The research is clear. Alcohol and tobacco produce disproportionately more negative effects on Latinos than on people of other cultures:
* About 23 percent of Mexican-Americans are considered heavy, problem drinkers, compared with 12 percent of white men and 15 percent of black men.
* Nationwide, Mexican-American men are nearly twice as likely to get arrested for drunk driving as whites and African-Americans.
* In 2001, 30 Mexican-Americans got arrested for DUI in San Diego during Cinco de Mayo celebrations, compared to 23 whites, 9 blacks, and 3 Asians.
* The tobacco and alcohol industries specifically target the Latino population and promote Cinco de Mayo as a drinking holiday.
* Every year, 10,000 San Diego youth begin smoking; one third of who will die from a tobacco illness.
The goal of the Cinco de Mayo con Orgullo Campaign is to promote the true meaning and cultural and historical significance of the holiday, as well as to reduce underage drinking, DUI citations, and violence associated with heavy consumption of alcohol.
To achieve that goal, the Coalition is working to:
* Reduce sponsorships/advertisements that encourage underage drinking and heavy consumption of alcohol among Latinos and other cultures.
* Increase awareness of the negative effects alcohol and tobacco advertising has on Latinos and other ethnic communities.
* Reduce alcohol and tobacco-related problems among Latinos and other ethnic groups.

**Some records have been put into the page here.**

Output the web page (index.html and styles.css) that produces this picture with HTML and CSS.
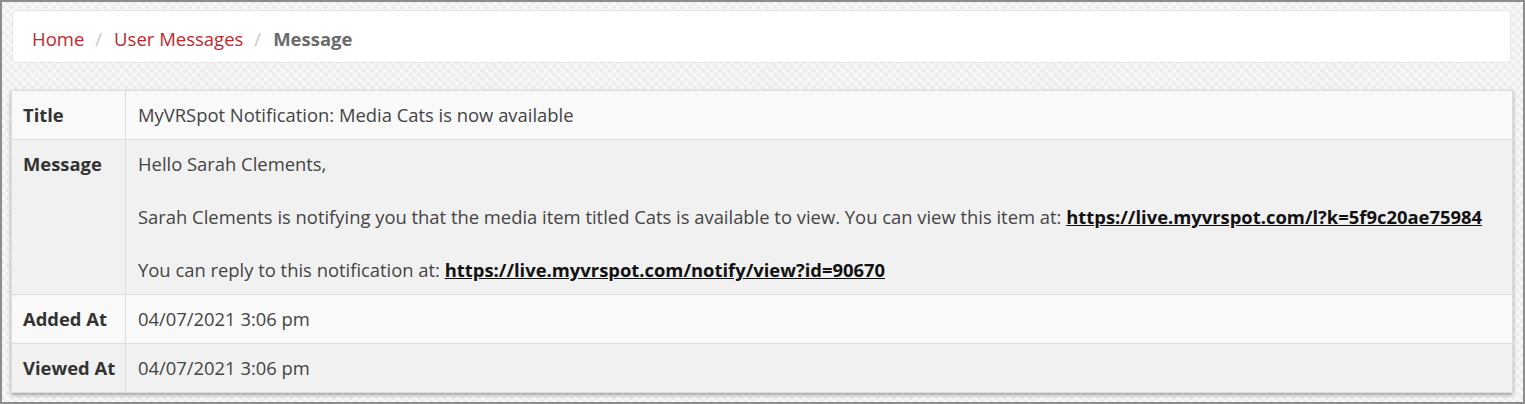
FILE: index.html
```html
<!DOCTYPE html>
<html lang="en">
<head>
<meta charset="utf-8">
<title>Message</title>
<link rel="stylesheet" href="styles.css">
</head>
<body>
<div class="frame">
  <nav class="crumbs">
    <a class="crumb-link" href="#">Home</a>
    <span class="sep">/</span>
    <a class="crumb-link" href="#">User Messages</a>
    <span class="sep">/</span>
    <span class="crumb-current">Message</span>
  </nav>
  <table class="details">
    <tr class="row-light">
      <th>Title</th>
      <td>MyVRSpot Notification: Media Cats is now available</td>
    </tr>
    <tr class="row-dark">
      <th>Message</th>
      <td>
        <p>Hello Sarah Clements,</p>
        <p>Sarah Clements is notifying you that the media item titled Cats is available to view. You can view this item at: <a class="msg-link" href="#">https://live.myvrspot.com/l?k=5f9c20ae75984</a></p>
        <p>You can reply to this notification at: <a class="msg-link" href="#">https://live.myvrspot.com/notify/view?id=90670</a></p>
      </td>
    </tr>
    <tr class="row-light">
      <th>Added At</th>
      <td>04/07/2021 3:06 pm</td>
    </tr>
    <tr class="row-dark">
      <th>Viewed At</th>
      <td>04/07/2021 3:06 pm</td>
    </tr>
  </table>
</div>
</body>
</html>
```

FILE: styles.css
```css
html, body {
  margin: 0;
  padding: 0;
  height: 100%;
}

body {
  font-family: "Open Sans", "Liberation Sans", sans-serif;
  color: #333;
}

.frame {
  box-sizing: border-box;
  height: 404px;
  border: 2px solid #8c8c8c;
  padding: 8px 10px 0 9px;
  background-color: #ededed;
  background-image:
    repeating-linear-gradient(45deg, rgba(255,255,255,0.55) 0 2px, transparent 2px 6px),
    repeating-linear-gradient(-45deg, rgba(255,255,255,0.45) 0 2px, transparent 2px 6px);
}

.crumbs {
  display: flex;
  align-items: center;
  height: 53px;
  box-sizing: border-box;
  margin: 0 2px 0 1px;
  padding: 3px 20px 0 19px;
  background: #fff;
  border: 1px solid #e6e6e6;
  border-radius: 4px;
  font-size: 18.5px;
  line-height: 25px;
}

.crumb-link {
  color: #c1272d;
  text-decoration: none;
}

.sep {
  color: #c8c8c8;
  padding: 0 12px 0 11px;
}

.crumb-current {
  color: #6b6b6b;
  font-weight: 700;
}

.details {
  width: 100%;
  margin-top: 27px;
  border-collapse: collapse;
  background: #f9f9f9;
  border: 1px solid #c9c9c9;
  box-shadow: 0 2px 4px rgba(0, 0, 0, 0.35);
  font-size: 18.4px;
  line-height: 24px;
}

.details th,
.details td {
  padding: 12px 12px;
  border: 1px solid #dedede;
  text-align: left;
  vertical-align: top;
}

.details th {
  box-sizing: border-box;
  width: 114px;
  padding-left: 11px;
  padding-right: 5px;
  font-weight: 700;
  color: #333;
  white-space: nowrap;
}

.details td {
  color: #444;
}

.row-light {
  background: #f9f9f9;
}

.row-dark {
  background: #f1f1f1;
}

.details p {
  margin: 0 0 29px;
}

.details p:last-child {
  margin-bottom: 0;
}

.msg-link {
  color: #111;
  font-weight: 700;
  text-decoration: underline;
}
```
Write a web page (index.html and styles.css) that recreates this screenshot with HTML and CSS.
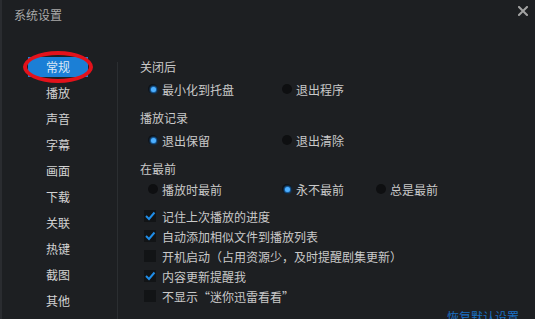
FILE: index.html
```html
<!DOCTYPE html>
<html lang="zh-CN">
<head>
<meta charset="utf-8">
<title>系统设置</title>
<link rel="stylesheet" href="styles.css">
</head>
<body>
<div class="window">
  <header class="titlebar">
    <span class="title">系统设置</span>
    <svg class="close" width="10" height="10" viewBox="0 0 10 10"><path d="M1 1L9 9M9 1L1 9" stroke="#a3a3a3" stroke-width="2" stroke-linecap="square"/></svg>
  </header>
  <div class="main">
    <nav class="sidebar">
      <div class="nav-item selected">常规</div>
      <div class="nav-item">播放</div>
      <div class="nav-item">声音</div>
      <div class="nav-item">字幕</div>
      <div class="nav-item">画面</div>
      <div class="nav-item">下载</div>
      <div class="nav-item">关联</div>
      <div class="nav-item">热键</div>
      <div class="nav-item">截图</div>
      <div class="nav-item">其他</div>
    </nav>
    <div class="divider"></div>
    <section class="content">
      <div class="group">
        <div class="heading">关闭后</div>
        <div class="radios">
          <label class="radio on"><span class="dot"></span>最小化到托盘</label>
          <label class="radio"><span class="dot"></span>退出程序</label>
        </div>
      </div>
      <div class="group">
        <div class="heading">播放记录</div>
        <div class="radios">
          <label class="radio on"><span class="dot"></span>退出保留</label>
          <label class="radio"><span class="dot"></span>退出清除</label>
        </div>
      </div>
      <div class="group">
        <div class="heading">在最前</div>
        <div class="radios">
          <label class="radio"><span class="dot"></span>播放时最前</label>
          <label class="radio on"><span class="dot"></span>永不最前</label>
          <label class="radio"><span class="dot"></span>总是最前</label>
        </div>
      </div>
      <div class="checks">
        <label class="check on"><span class="box"><svg width="12" height="12" viewBox="0 0 12 12"><path d="M2 6L5 9L10.5 2.5" fill="none" stroke="#1f8ce6" stroke-width="2"/></svg></span>记住上次播放的进度</label>
        <label class="check on"><span class="box"><svg width="12" height="12" viewBox="0 0 12 12"><path d="M2 6L5 9L10.5 2.5" fill="none" stroke="#1f8ce6" stroke-width="2"/></svg></span>自动添加相似文件到播放列表</label>
        <label class="check"><span class="box"></span>开机启动（占用资源少，及时提醒剧集更新）</label>
        <label class="check on"><span class="box"><svg width="12" height="12" viewBox="0 0 12 12"><path d="M2 6L5 9L10.5 2.5" fill="none" stroke="#1f8ce6" stroke-width="2"/></svg></span>内容更新提醒我</label>
        <label class="check"><span class="box"></span>不显示“迷你迅雷看看”</label>
      </div>
      <div class="footer"><a class="reset">恢复默认设置</a></div>
    </section>
  </div>
</div>
</body>
</html>
```
FILE: styles.css
```css
* { box-sizing: border-box; }
html, body {
  margin: 0;
  padding: 0;
  width: 535px;
  height: 319px;
  overflow: hidden;
  background: #1d1f22;
}
body {
  font-family: "Noto Sans CJK SC", "Noto Sans", sans-serif;
  font-size: 12px;
  color: #c9c9c9;
}
.window {
  width: 535px;
  height: 319px;
  border-left: 2px solid #2a2c30;
  background: #1d1f22;
}
.titlebar {
  display: flex;
  justify-content: space-between;
  align-items: flex-start;
  height: 54px;
  padding: 7px 7px 0 12px;
}
.title {
  line-height: 16px;
  color: #a9a9a9;
}
.close {
  margin-top: -1px;
  display: block;
}
.main {
  display: flex;
  height: 265px;
}
.sidebar {
  width: 115px;
  padding: 3px 0 0 26px;
  display: flex;
  flex-direction: column;
  gap: 6px;
}
.nav-item {
  width: 60px;
  height: 20px;
  line-height: 20px;
  text-align: center;
  color: #d2d2d2;
  position: relative;
}
.nav-item.selected {
  background: #1b7fd6;
  color: #dbe8f5;
}
.nav-item.selected::after {
  content: "";
  position: absolute;
  left: -5px;
  right: -5px;
  top: -6px;
  bottom: -6px;
  border: 4px solid #e3121b;
  border-radius: 50%;
}
.divider {
  width: 1px;
  margin-top: 8px;
  background: #2b2e31;
}
.content {
  flex: 1;
  padding: 3px 0 0 22px;
  display: flex;
  flex-direction: column;
}
.group { margin-bottom: 9px; }
.group:nth-child(3) { margin-bottom: 7px; }
.heading {
  line-height: 20px;
  height: 20px;
}
.radios {
  display: grid;
  grid-template-columns: 134px 94px auto;
  margin-top: 2px;
  padding-left: 8px;
}
.group:nth-child(3) .radios { margin-top: 0; }
.radio {
  display: flex;
  align-items: center;
  height: 20px;
  gap: 4px;
}
.dot {
  width: 10px;
  height: 10px;
  border-radius: 50%;
  background: #0e0f11;
  display: flex;
  align-items: center;
  justify-content: center;
}
.radio.on .dot::after {
  content: "";
  width: 5px;
  height: 5px;
  border-radius: 50%;
  background: #4fb0ff;
  box-shadow: 0 0 2px 1px #1f7fd8;
}
.checks {
  display: flex;
  flex-direction: column;
  padding-left: 4px;
}
.check {
  display: flex;
  align-items: center;
  height: 20px;
  gap: 6px;
}
.box {
  width: 12px;
  height: 12px;
  background: #121416;
  display: block;
}
.box svg { display: block; }
.footer {
  display: flex;
  justify-content: flex-end;
  padding-right: 16px;
  margin-top: 1px;
}
.reset {
  color: #1a70c4;
  line-height: 20px;
}
```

“Our community is being bombarded by the alcohol industry,” added Juárez. “We must continue our efforts to change people’s attitudes and perceptions regarding alcohol consumption and the Cinco de Mayo holiday.”
This year, organizers moved the festivities to a different location in an effort to reach an even greater and more diverse population. The Cinco de Mayo con Orgullo Parade will start at 10:00 a.m. on West Harbor Drive and Broadway and travel north on Harbor Dr. to the County Administration Building, 1600 Pacific Highway, where the festival will immediately follow.